Powyższa analiza sugeruje, że polityka klimatyczna Unii Europejskiej - dążąca do neutralności klimatycznej Wspólnoty do 2050 roku - odpowiada w dwóch trzecich za wysokość rachunków za prąd.
Zgadza się to z narracją rządową. W ostatnich dniach wicepremier Jacek Sasin w gazetach przejętej przez Orlen grupy Polska Press przedstawił taką samą tezę - za podwyżki cen energii odpowiadają przede wszystkim plany klimatyczne Unii.
Skontrowali go szybko eksperci organizacji WWF, którzy wskazali m.in., że UE nakazała Polsce rozwój OZE, ale nałożenie z tego tytułu opłaty na prąd to pomysł Prawa i Sprawiedliwości na sfinansowanie tego mechanizmu.

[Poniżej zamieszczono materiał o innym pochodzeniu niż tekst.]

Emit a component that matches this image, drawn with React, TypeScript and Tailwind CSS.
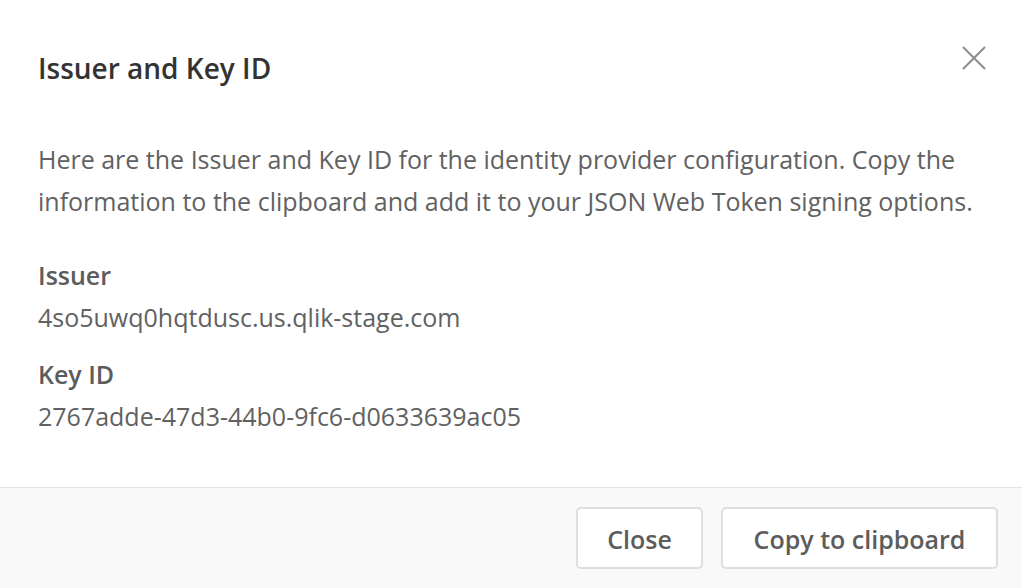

UE nakazała nam ograniczać emisję CO2, rozwijać OZE i kogenerację, a polski rząd zdecydował się to robić, pobierając dodatkowe opłaty za prąd i płacąc z nich wytwórcom OZE i miejskim elektrociepłowniom - wskazał Bernard Swoczyna, specjalista ds. Magazynowania Energii w WWF Polska.
Natomiast same opłaty z tytułu emisji gazów cieplarnianych faktycznie stanowią niemal 60 proc. kosztów energii. Jednak pieniądze z tego tytułu nie płyną do Brukseli, ale zostają w krajowym budżecie.
Europejski System Handlu Emisjami (EU ETS) jest tak skonstruowany, że środki wpłacone za uprawnienia do emisji CO2 wracają do państw. 50 proc. z tych pieniędzy kraje członkowskie muszą przeznaczyć na transformację energetyczną, ale drugą połowę mogą już rozdysponować wedle własnego uznania.
Polska z tego tytułu tylko w tym roku otrzymała już ponad 21 mld złotych. Eksperci szacują, że do końca roku za tytułu uprawnień do budżetu krajowego trafi około 25 mld złotych.
Tarcza antyinflacyjna odpowiedzią na drożyznę
Tarcza antyinflacyjna, którą reklamuje w SMS-ach PGE, składa się z czterech filarów:
- Od 20 grudnia 2021 roku do 20 maja 2022 roku wysokość akcyzy na paliwa zostanie obniżona do minimalnego poziomu dopuszczalnego w Unii Europejskiej.
- Dodatkowo od 1 stycznia do 31 maja 2022 roku paliwa zostaną zwolnione z podatku od sprzedaży detalicznej.
- Obniżka podatku VAT na gaz do poziomu 8 proc. (z obecnego 23 proc.) na trzy miesiące - od stycznia do marca 2022 roku.
- Obniżka podatku VAT na energię elektryczną do poziomu 5 proc. (z obecnego 23 proc.) na 3 miesiące (styczeń-marzec 2022 roku).
- Wprowadzenie dodatku osłonowego dla najmniej zarabiających rodzin.
Dodatkowo rząd wywalczył zgodę UE na obniżenie VAT-u na żywność do zera. Ta zmiana mogłaby wejść w życie od 1 lutego 2022 roku.